Water-conserving and biomass-allocation traits are associated with higher yields in modern cultivars compared to landraces of soybean [Glycine max (L.) Merr.] in rainfed water-limited environments

Abstract

Drought is one of the main factors restricting the productivity of soybean (Glycine max L.), especially in arid and semi-arid areas where the crop may suffer from frequent and severe drought events unless irrigated. The aim of the present study was to determine the plant responses to water deficits in four landraces and four modern soybean cultivars that differed in yield in rainfed water-limited environments to determine the characteristics associated with yield under drought in the field and under a rainout shelter.

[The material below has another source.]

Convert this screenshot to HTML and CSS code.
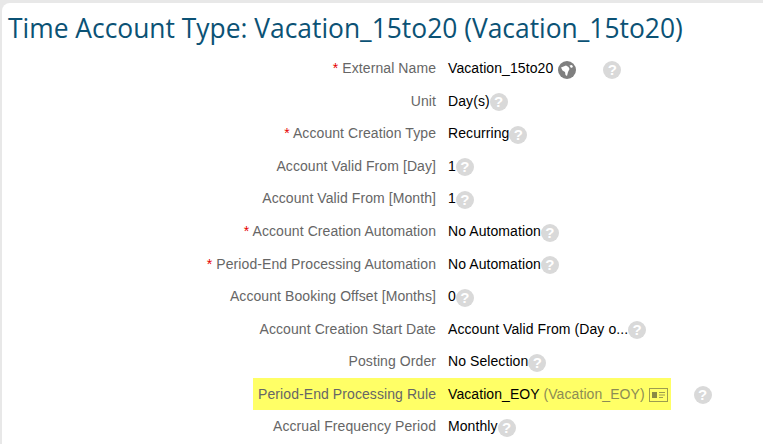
FILE: index.html
```html
<!DOCTYPE html>
<html lang="en">
<head>
<meta charset="UTF-8">
<title>Time Account Type</title>
<link rel="stylesheet" href="styles.css">
</head>
<body>
  <div class="page-card">
    <h1 class="page-title">Time Account Type: Vacation_15to20 (Vacation_15to20)</h1>
    <div class="field-list">
      <div class="field-row">
        <div class="field-label"><span class="req">*</span> External Name</div>
        <div class="field-value">Vacation_15to20
          <span class="globe-icon">
            <svg width="18" height="18" viewBox="0 0 18 18"><circle cx="9" cy="9" r="9" fill="#7f7f7f"/><path d="M3 6.5 L8 4.5 L10.5 6 L11.5 8 L10 11 L9 15 L7.5 14 L7 11 L4.5 9.5 Z M11.5 4.5 L14 4 L15 6 L13 7 Z" fill="#fff"/></svg>
          </span>
          <span class="help-icon help-far">?</span>
        </div>
      </div>
      <div class="field-row">
        <div class="field-label">Unit</div>
        <div class="field-value">Day(s)<span class="help-icon">?</span></div>
      </div>
      <div class="field-row">
        <div class="field-label"><span class="req">*</span> Account Creation Type</div>
        <div class="field-value">Recurring<span class="help-icon">?</span></div>
      </div>
      <div class="field-row">
        <div class="field-label">Account Valid From [Day]</div>
        <div class="field-value">1<span class="help-icon">?</span></div>
      </div>
      <div class="field-row">
        <div class="field-label">Account Valid From [Month]</div>
        <div class="field-value">1<span class="help-icon">?</span></div>
      </div>
      <div class="field-row">
        <div class="field-label"><span class="req">*</span> Account Creation Automation</div>
        <div class="field-value">No Automation<span class="help-icon">?</span></div>
      </div>
      <div class="field-row">
        <div class="field-label"><span class="req">*</span> Period-End Processing Automation</div>
        <div class="field-value">No Automation<span class="help-icon">?</span></div>
      </div>
      <div class="field-row">
        <div class="field-label">Account Booking Offset [Months]</div>
        <div class="field-value">0<span class="help-icon">?</span></div>
      </div>
      <div class="field-row">
        <div class="field-label">Account Creation Start Date</div>
        <div class="field-value">Account Valid From (Day o...<span class="help-icon">?</span></div>
      </div>
      <div class="field-row">
        <div class="field-label">Posting Order</div>
        <div class="field-value">No Selection<span class="help-icon">?</span></div>
      </div>
      <div class="field-row">
        <div class="field-label"><span class="mark mark-label">Period-End Processing Rule</span></div>
        <div class="field-value">
          <span class="mark mark-value">Vacation_EOY <span class="code-text">(Vacation_EOY)</span>
            <svg class="card-icon" width="19" height="14" viewBox="0 0 19 14"><rect x="0.5" y="0.5" width="18" height="13" fill="none" stroke="#9c9c50"/><rect x="3" y="4" width="5" height="6" fill="#8a8a45"/><path d="M10 4.5 H16 M10 7 H16 M10 9.5 H14" stroke="#9c9c50"/></svg>
          </span>
          <span class="help-icon help-rule">?</span>
        </div>
      </div>
      <div class="field-row">
        <div class="field-label">Accrual Frequency Period</div>
        <div class="field-value">Monthly<span class="help-icon">?</span></div>
      </div>
    </div>
  </div>
</body>
</html>
```

FILE: styles.css
```css
html, body {
  height: 100%;
}

body {
  margin: 0;
  padding: 3px 0 0 2px;
  box-sizing: border-box;
  background: #e8e8e8;
  font-family: "Liberation Sans", Arial, sans-serif;
  font-size: 14px;
  overflow: hidden;
}

.page-card {
  height: 100%;
  padding: 0 0 0 6px;
  background: #fff;
  border-radius: 8px 0 0 0;
}

.page-title {
  margin: 0;
  padding-top: 7px;
  height: 49px;
  font-family: "Open Sans", sans-serif;
  font-size: 26.4px;
  font-weight: 400;
  line-height: 36px;
  color: #0b5275;
  box-sizing: border-box;
  white-space: nowrap;
}

.field-list {
  display: flex;
  flex-direction: column;
}

.field-row {
  display: flex;
  align-items: center;
  height: 32.55px;
  flex-shrink: 0;
  letter-spacing: 0.08px;
}

.field-label {
  width: 428px;
  flex-shrink: 0;
  text-align: right;
  color: #666;
}

.field-value {
  display: flex;
  align-items: center;
  margin-left: 12px;
  color: #000;
  white-space: nowrap;
}

.req {
  color: #e60000;
}

.help-icon {
  display: inline-block;
  width: 18px;
  height: 18px;
  margin-top: 3px;
  border-radius: 50%;
  background: #d9d9d9;
  color: #fff;
  font-size: 15px;
  font-weight: bold;
  line-height: 18px;
  text-align: center;
}

.help-far {
  margin-left: 27px;
}

.help-rule {
  margin-left: 23px;
}

.globe-icon {
  display: inline-flex;
  margin: 3px 0 0 5px;
}

.mark {
  background: #ffff66;
}

.mark-label {
  display: inline-block;
  line-height: 32px;
  padding: 0 12px 0 5px;
  margin-right: -12px;
}

.mark-value {
  display: flex;
  align-items: center;
  height: 32px;
  margin-left: -12px;
  padding: 0 3px 0 12px;
  white-space: pre;
}

.code-text {
  color: #8c8c55;
}

.card-icon {
  margin: 3px 0 0 4px;
}
```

During a slow progressive soil drying cycle, the stomata began to close at higher soil water contents (SWC) of 65–67% vs 61–63%, photosynthesis began to decrease at higher SWC of 60–62% vs 52–54% and leaf hydraulic conductance fell by 20% at higher SWC of 50–67% vs 36–48%, while the leaf relative water content began to decrease at lower SWC of 30–35% vs 38–39% in modern cultivars than landraces, respectively, indicating that the modern cultivars exhibited greater isohydric behaviour than the landraces. Water use after flowering was lower in the modern cultivars, consistent with the conservative leaf physiology, but yield was not correlated or negatively correlated with water use so the higher yield and water use efficiency for grain in the modern cultivars was associated with lower water use and higher distribution of biomass to grain, i.e., a higher harvest index. We conclude that breeders of modern high-yielding cultivars of soybean for rainfed semiarid environments have selected for lower biomass and leaf area, larger grain size and higher harvest index, while also selecting for stronger isohydric behaviour and water-conserving traits.